The fourth dataset contains the neural network of the Caenorhabditis elegans worm. This was examined by Watts and Strogatz (1998) in their study of the small-world phenomenon. (This dataset was obtained from the Collective Dynamics Group’s (Duncan Watts) website.) In this network, the nodes are 306 neurons and a tie joins two neurons if they are connected by either a synapse or a gap junction. The weight of a tie represents the number of these synapses and gap junctions between two neurons. The average weight is 3.74 and the maximum is 70.
The fifth dataset is the network of commercial airports in the United States (The US airport network). This network is publicly available on the website of the US Department of Transportation. The nodes in this network are the 676 commercial airports in the U.S. Two airports are tied together if at least one fight was scheduled between them in 2002. The weight of each tie corresponds to the average number of seats per day available on the flights connecting the two airports (Barrat et al., 2004; Guimera et al., 2005). There are a total of 3,523 ties or scheduled routes consisting of one or more flights.

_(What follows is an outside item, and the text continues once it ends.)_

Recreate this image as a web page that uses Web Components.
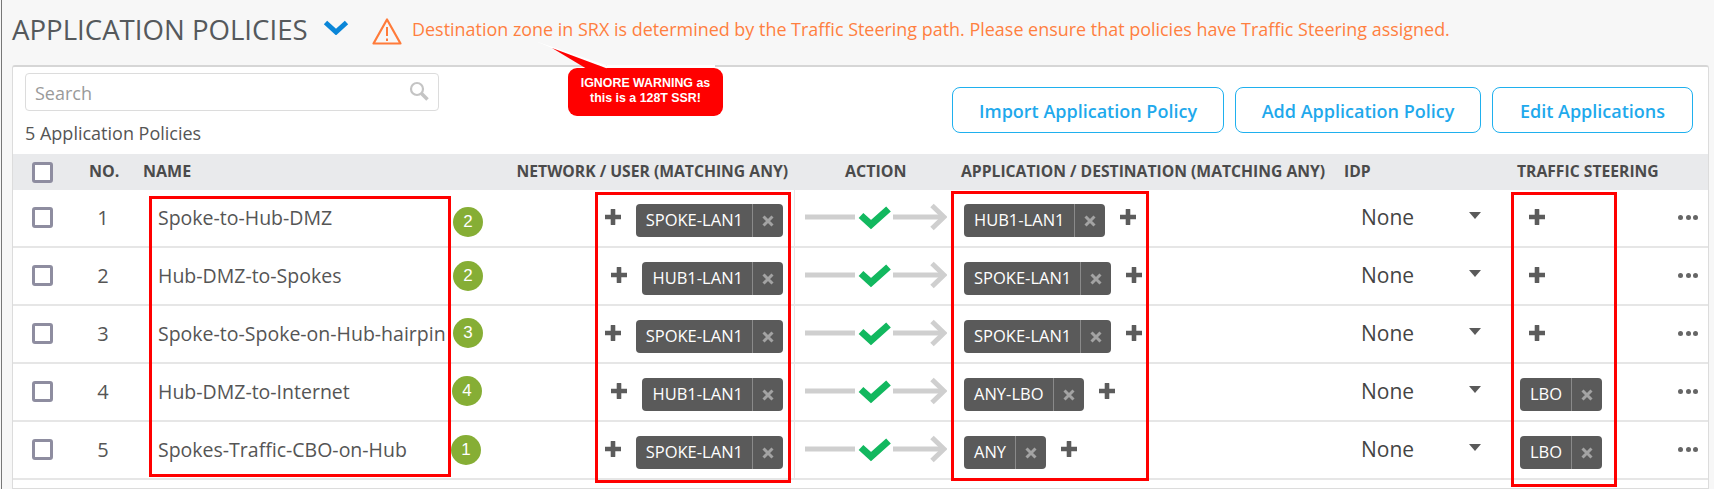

Finally, the sixth dataset is a scientific collaboration network collected by Newman (2001b,c). This network is created by the papers published on the arXiv repository in the area of condensed matter physics in the period from 1995 to 1999. The nodes in this network are the authors of those papers, and a tie between two authors is established if they have co-authored at least one paper together. Following Newman (2001c), the weight attached to each tie is the sum over all the co-authored papers of the inverse of the size of the collaboration minus one. In other words, each paper increases the node strength of an author with 1, which is equally distributed across the weights attached to the ties directed towards the collaborators of that paper. For example, if an author writes a single paper with two others, the weight attached to the two ties would be 0.5. A consequence of this is that the node strength is a proxy of productivity, whereas the average strength reflects whether an author collaborates multiple times with a small group of others.